Manual
======

.. role:: bash(code)
    :language: bash

Quick Start
-----------
To run the examples, just download the `data <https://github.com/automl/fanova/blob/master/fanova/example/online_lda.tar.gz>`_ and start the python console.
We can then import fANOVA and start it by typing

    >>> from fanova import fANOVA
    >>> import csv
    >>> path = os.path.dirname(os.path.realpath(__file__))
    >>> X = np.loadtxt(path + '/example_data/online_lda/online_lda_features.csv', delimiter=",")
    >>> Y = np.loadtxt(path + '/example_data/online_lda/online_lda_responses.csv', delimiter=",")
    >>> f = fANOVA(X,Y)

This creates a new fANOVA object and fits the Random Forest on the specified data set.

To compute now the marginal of the first parameter type:

    >>> f.quantify_importance((0, ))
        0.075414122571199116

fANOVA also allows to specify parameters by their names.

    >>> f.quantify_importance(("Col0", ))
    	0.075414122571199116


Advanced
--------

If you want the fANOVA only a certain quantiles (let's say between 10% and 25%) of the data you can call it by:

	>>> f = fANOVA(X,Y)
	>>> f.set_cutoffs(quantile=(10, 25))

Furthermore fANOVA now supports cutoffs on the y values. These will exclude parts of the parameters space where the prediction is not within the provided cutoffs.

	>>> f.set_cutoffs(cutoffs=(-np.inf, np.inf))

You can also specify the number of trees in the random forest as well as the minimum number of points to make a new split in a tree or your already specified configuration space by:

	>>> f = fANOVA(X,Y, config_space=config_space, num_trees=30, min_samples_split=3)

More functions
--------------

    * **f.get_most_important_pairwise_marginals(n)**

    Returns the **n** most important pairwise marginals

    * **f.get_most_important_pairwise_marginals(params)**

    Returns the pairwise marginals of all elements in the list.


    * **fANOVA.marginal_mean_variance_for_values(p, v)**

    Computes the mean and standard deviation of the parameter (or parameterlist) **p** for a certain value **v**

pysmac
-------
In order to run fANOVA on pysmac output:

    >>> import pysmac.utils.pysmac_fanova as pysmac_fanova
    >>> fanova = pysmac_fanova.smac_to_fanova('path_to/pysmac_output_dir/out/scenario', 'path_to/merged_states')

Visualization
-------------

To visualize the single and pairwise marginals, we have to create a visualizer object first containing the fanova object, configspace and directory

    >>> import fanova.visualizer
    >>> vis = fanova.visualizer.Visualizer(f, config_space, "./plots/")

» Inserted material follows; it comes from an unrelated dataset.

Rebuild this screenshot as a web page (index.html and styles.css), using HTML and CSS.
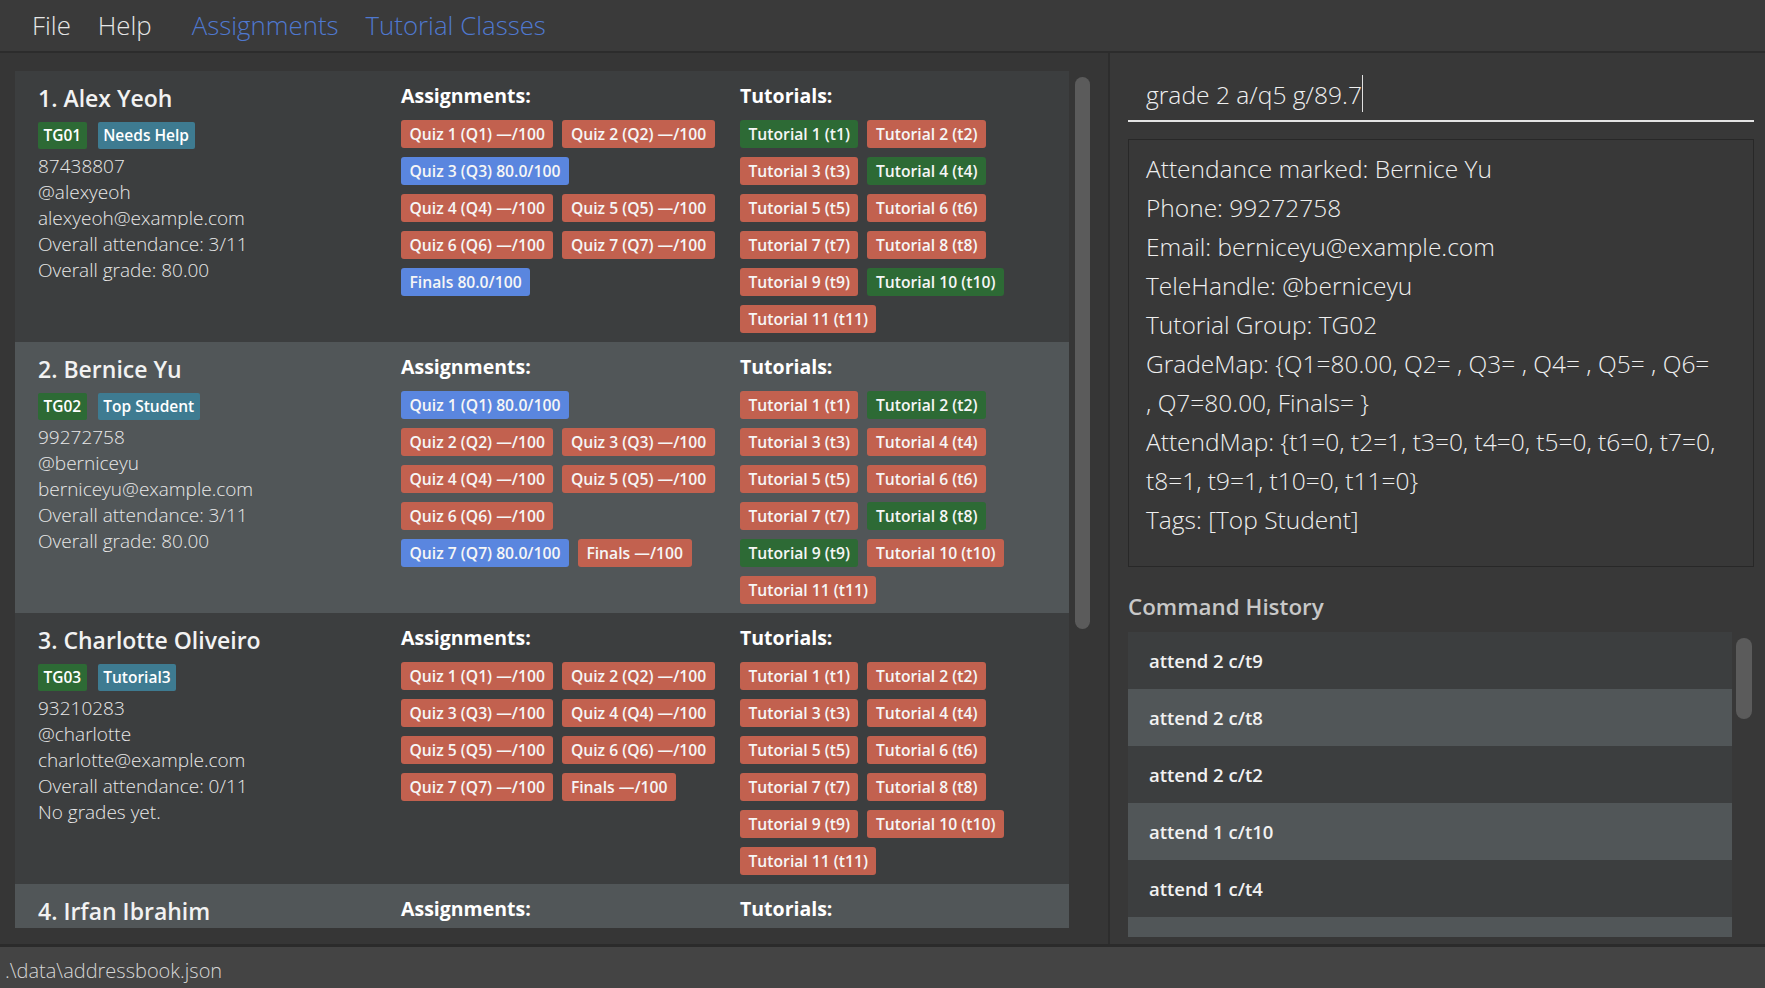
FILE: index.html
```html
<!DOCTYPE html>
<html lang="en">
<head>
<meta charset="utf-8">
<title>Address Book</title>
<link rel="stylesheet" href="styles.css">
</head>
<body>
<div class="app">
  <nav class="menubar">
    <span class="menu-item">File</span>
    <span class="menu-item">Help</span>
    <span class="menu-item menu-link first-link">Assignments</span>
    <span class="menu-item menu-link">Tutorial Classes</span>
  </nav>

  <div class="main">
    <section class="left-pane">
      <div class="person-list">
        <article class="card">
          <div class="info">
            <div class="name">1. Alex Yeoh</div>
            <div class="tags"><span class="tag tag-group">TG01</span><span class="tag">Needs Help</span></div>
            <div class="detail">87438807</div>
            <div class="detail">@alexyeoh</div>
            <div class="detail">alexyeoh@example.com</div>
            <div class="detail">Overall attendance: 3/11</div>
            <div class="detail">Overall grade: 80.00</div>
          </div>
          <div class="col">
            <div class="col-title">Assignments:</div>
            <div class="chips chips-assign">
              <span class="chip red">Quiz 1 (Q1) —/100</span>
              <span class="chip red">Quiz 2 (Q2) —/100</span>
              <span class="chip blue">Quiz 3 (Q3) 80.0/100</span>
              <span class="chip red">Quiz 4 (Q4) —/100</span>
              <span class="chip red">Quiz 5 (Q5) —/100</span>
              <span class="chip red">Quiz 6 (Q6) —/100</span>
              <span class="chip red">Quiz 7 (Q7) —/100</span>
              <span class="chip blue">Finals 80.0/100</span>
            </div>
          </div>
          <div class="col">
            <div class="col-title">Tutorials:</div>
            <div class="chips chips-tut">
              <span class="chip green">Tutorial 1 (t1)</span>
              <span class="chip red">Tutorial 2 (t2)</span>
              <span class="chip red">Tutorial 3 (t3)</span>
              <span class="chip green">Tutorial 4 (t4)</span>
              <span class="chip red">Tutorial 5 (t5)</span>
              <span class="chip red">Tutorial 6 (t6)</span>
              <span class="chip red">Tutorial 7 (t7)</span>
              <span class="chip red">Tutorial 8 (t8)</span>
              <span class="chip red">Tutorial 9 (t9)</span>
              <span class="chip green">Tutorial 10 (t10)</span>
              <span class="chip red">Tutorial 11 (t11)</span>
            </div>
          </div>
        </article>

        <article class="card alt">
          <div class="info">
            <div class="name">2. Bernice Yu</div>
            <div class="tags"><span class="tag tag-group">TG02</span><span class="tag">Top Student</span></div>
            <div class="detail">99272758</div>
            <div class="detail">@berniceyu</div>
            <div class="detail">berniceyu@example.com</div>
            <div class="detail">Overall attendance: 3/11</div>
            <div class="detail">Overall grade: 80.00</div>
          </div>
          <div class="col">
            <div class="col-title">Assignments:</div>
            <div class="chips chips-assign">
              <span class="chip blue">Quiz 1 (Q1) 80.0/100</span>
              <span class="chip red">Quiz 2 (Q2) —/100</span>
              <span class="chip red">Quiz 3 (Q3) —/100</span>
              <span class="chip red">Quiz 4 (Q4) —/100</span>
              <span class="chip red">Quiz 5 (Q5) —/100</span>
              <span class="chip red">Quiz 6 (Q6) —/100</span>
              <span class="chip blue">Quiz 7 (Q7) 80.0/100</span>
              <span class="chip red">Finals —/100</span>
            </div>
          </div>
          <div class="col">
            <div class="col-title">Tutorials:</div>
            <div class="chips chips-tut">
              <span class="chip red">Tutorial 1 (t1)</span>
              <span class="chip green">Tutorial 2 (t2)</span>
              <span class="chip red">Tutorial 3 (t3)</span>
              <span class="chip red">Tutorial 4 (t4)</span>
              <span class="chip red">Tutorial 5 (t5)</span>
              <span class="chip red">Tutorial 6 (t6)</span>
              <span class="chip red">Tutorial 7 (t7)</span>
              <span class="chip green">Tutorial 8 (t8)</span>
              <span class="chip green">Tutorial 9 (t9)</span>
              <span class="chip red">Tutorial 10 (t10)</span>
              <span class="chip red">Tutorial 11 (t11)</span>
            </div>
          </div>
        </article>

        <article class="card">
          <div class="info">
            <div class="name">3. Charlotte Oliveiro</div>
            <div class="tags"><span class="tag tag-group">TG03</span><span class="tag">Tutorial3</span></div>
            <div class="detail">93210283</div>
            <div class="detail">@charlotte</div>
            <div class="detail">charlotte@example.com</div>
            <div class="detail">Overall attendance: 0/11</div>
            <div class="detail">No grades yet.</div>
          </div>
          <div class="col">
            <div class="col-title">Assignments:</div>
            <div class="chips chips-assign">
              <span class="chip red">Quiz 1 (Q1) —/100</span>
              <span class="chip red">Quiz 2 (Q2) —/100</span>
              <span class="chip red">Quiz 3 (Q3) —/100</span>
              <span class="chip red">Quiz 4 (Q4) —/100</span>
              <span class="chip red">Quiz 5 (Q5) —/100</span>
              <span class="chip red">Quiz 6 (Q6) —/100</span>
              <span class="chip red">Quiz 7 (Q7) —/100</span>
              <span class="chip red">Finals —/100</span>
            </div>
          </div>
          <div class="col">
            <div class="col-title">Tutorials:</div>
            <div class="chips chips-tut">
              <span class="chip red">Tutorial 1 (t1)</span>
              <span class="chip red">Tutorial 2 (t2)</span>
              <span class="chip red">Tutorial 3 (t3)</span>
              <span class="chip red">Tutorial 4 (t4)</span>
              <span class="chip red">Tutorial 5 (t5)</span>
              <span class="chip red">Tutorial 6 (t6)</span>
              <span class="chip red">Tutorial 7 (t7)</span>
              <span class="chip red">Tutorial 8 (t8)</span>
              <span class="chip red">Tutorial 9 (t9)</span>
              <span class="chip red">Tutorial 10 (t10)</span>
              <span class="chip red">Tutorial 11 (t11)</span>
            </div>
          </div>
        </article>

        <article class="card alt">
          <div class="info">
            <div class="name">4. Irfan Ibrahim</div>
          </div>
          <div class="col">
            <div class="col-title">Assignments:</div>
          </div>
          <div class="col">
            <div class="col-title">Tutorials:</div>
          </div>
        </article>
      </div>
      <div class="scroll-track list-track"><div class="scroll-thumb list-thumb"></div></div>
    </section>

    <section class="right-pane">
      <div class="command-box"><span class="command-text">grade 2 a/q5 g/89.7</span><span class="caret"></span></div>
      <div class="result-box">
        <div class="result-line">Attendance marked: Bernice Yu</div>
        <div class="result-line">Phone: 99272758</div>
        <div class="result-line">Email: berniceyu@example.com</div>
        <div class="result-line">TeleHandle: @berniceyu</div>
        <div class="result-line">Tutorial Group: TG02</div>
        <div class="result-line">GradeMap: {Q1=80.00, Q2= , Q3= , Q4= , Q5= , Q6=</div>
        <div class="result-line">, Q7=80.00, Finals= }</div>
        <div class="result-line">AttendMap: {t1=0, t2=1, t3=0, t4=0, t5=0, t6=0, t7=0,</div>
        <div class="result-line">t8=1, t9=1, t10=0, t11=0}</div>
        <div class="result-line">Tags: [Top Student]</div>
      </div>
      <h2 class="history-title">Command History</h2>
      <div class="history">
        <ul class="history-list">
          <li class="history-row">attend 2 c/t9</li>
          <li class="history-row alt">attend 2 c/t8</li>
          <li class="history-row">attend 2 c/t2</li>
          <li class="history-row alt">attend 1 c/t10</li>
          <li class="history-row">attend 1 c/t4</li>
          <li class="history-row alt"></li>
        </ul>
        <div class="scroll-track history-track"><div class="scroll-thumb history-thumb"></div></div>
      </div>
    </section>
  </div>

  <footer class="status-bar">.\data\addressbook.json</footer>
</div>
</body>
</html>
```

FILE: styles.css
```css
* { box-sizing: border-box; }

html, body {
  margin: 0;
  padding: 0;
  height: 988px;
  background: #383838;
  font-family: "Open Sans", "Noto Sans", "Liberation Sans", sans-serif;
  color: #ececec;
  overflow: hidden;
}

.app {
  display: flex;
  flex-direction: column;
  height: 988px;
}

/* Menu bar */
.menubar {
  display: flex;
  align-items: center;
  height: 53px;
  padding-left: 32px;
  background: #3a3a3a;
  border-bottom: 2px solid #2c2c2c;
  flex: none;
}
.menu-item {
  font-size: 25.8px;
  font-weight: 300;
  line-height: 51px;
  color: #e6e6e6;
  margin-right: 27px;
}
.menu-link { color: #4f78cf; }
.first-link { margin-left: 13px; }

/* Main area */
.main {
  display: flex;
  height: 891px;
  flex: none;
}

.left-pane {
  width: 1108px;
  flex: none;
  display: flex;
  padding: 18px 0 0 15px;
  background: #363636;
}

.person-list {
  width: 1054px;
  height: 857px;
  overflow: hidden;
  flex: none;
}

.card {
  display: grid;
  grid-template-columns: 363px 339px 1fr;
  height: 271px;
  padding: 12px 0 0 23px;
  background: #3c3e3f;
}
.card.alt { background: #515658; }

.name {
  font-size: 23px;
  font-weight: 600;
  line-height: 30px;
  color: #f2f2f2;
  white-space: nowrap;
}

.tags {
  display: flex;
  gap: 11px;
  margin-top: 9px;
  margin-bottom: 5px;
}
.tag {
  height: 27px;
  line-height: 27px;
  padding: 0 5.5px;
  font-size: 15.5px;
  font-weight: 600;
  color: #ffffff;
  background: #3e7b91;
  border-radius: 2px;
}
.tag-group { background: #2d6a35; }

.detail {
  font-size: 19px;
  font-weight: 300;
  line-height: 25.9px;
  color: #e8e8e8;
  white-space: nowrap;
}

.col-title {
  font-size: 19.5px;
  font-weight: 700;
  line-height: 26px;
  color: #ffffff;
}

.chips {
  display: flex;
  flex-wrap: wrap;
  gap: 9px 9px;
  margin-top: 11px;
}
.chips-assign { width: 322px; }
.chips-tut { width: 329px; }

.chip {
  height: 28px;
  line-height: 28px;
  padding: 0 8.5px;
  font-size: 15.7px;
  font-weight: 600;
  color: #f6f6f6;
  border-radius: 3px;
  white-space: nowrap;
}
.chip.red { background: #c2614f; }
.chip.blue { background: #5a86df; }
.chip.green { background: #2d6a35; }

/* Scrollbars */
.scroll-track { flex: none; }
.scroll-thumb {
  background: #5b5b5b;
  border-radius: 8px;
}
.list-track { margin-left: 5.5px; padding-top: 6px; }
.list-thumb { width: 15px; height: 552px; }
.history-track { margin-left: 4px; padding-top: 6.3px; }
.history-thumb { width: 15.5px; height: 81px; }

/* Right pane */
.right-pane {
  flex: 1;
  border-left: 2px solid #2d2d2d;
  padding: 0 11px 0 18px;
  background: #383838;
}

.command-box {
  margin-top: 12px;
  height: 57px;
  padding: 5px 0 0 18px;
  border-bottom: 2px solid #e4e4e4;
  display: flex;
  align-items: flex-start;
}
.command-text {
  font-size: 24.6px;
  font-weight: 300;
  line-height: 50px;
  color: #f0f0f0;
}
.caret {
  width: 1.5px;
  height: 37px;
  margin-top: 5px;
  background: #e0e0e0;
}

.result-box {
  margin-top: 16.5px;
  height: 428px;
  border: 1px solid #282828;
  padding: 9px 17px;
}
.result-line {
  font-size: 24.5px;
  font-weight: 300;
  line-height: 39px;
  color: #efefef;
  white-space: nowrap;
}

.history-title {
  margin: 25.5px 0 0 0;
  font-size: 22.4px;
  font-weight: 600;
  line-height: 30px;
  color: #c8c8c8;
}

.history {
  display: flex;
  margin-top: 9.7px;
  height: 305.3px;
}
.history-list {
  list-style: none;
  margin: 0;
  padding: 0;
  width: 604px;
  flex: none;
  overflow: hidden;
}
.history-row {
  height: 57px;
  line-height: 57px;
  padding-left: 21px;
  font-size: 18.5px;
  font-weight: 600;
  color: #f2f2f2;
  background: #3c3e3f;
}
.history-row.alt { background: #515658; }

/* Status bar */
.status-bar {
  height: 44px;
  flex: none;
  border-top: 3px solid #2b2b2b;
  background: #444444;
  padding: 6px 0 0 5px;
  font-size: 20px;
  font-weight: 300;
  line-height: 35px;
  color: #d6d6d6;
}
```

We can then plot single marginals by 

    >>> vis.plot_marginal(1)

what should look like this

.. image:: ../examples/example_data/online_lda/Col1.png

The same can been done for pairwise marginals

    >>> vis.plot_pairwise_marginal([0,1])

.. image:: ../examples/example_data/online_lda/figure2.png


If you are just interested in the N most important pairwise marginals you can plot them through:

    >>> create_most_important_pairwise_marginal_plots(dir, n)

and fANOVA will save those plot in dir. However, be aware that to create the plots fANOVA needs to compute all pairwise marginal, which can take awhile!

If you're not interested in the plot itself, but want to extract the values for your own plots, simply call

    >>> vis.generate_marginal(0)


At last, all plots can be created together and stored in a directory with

    >>> vis.create_all_plots()

How to load interactive plots
-----------------------------
You will also find an extra directory in your specified plot directory called 'interactive_plots' in which you can find all interactive pairwise plots as pickle files. 

    >>> import pickle
    >>> figx = pickle.load(open('/interactive_plots/param1_param2.fig.pickle', 'rb'))
    >>> figx.show()

How to load a CSV-file
--------------------------

import numpy as np

data = np.loadtxt('your_file.csv', delimiter=",")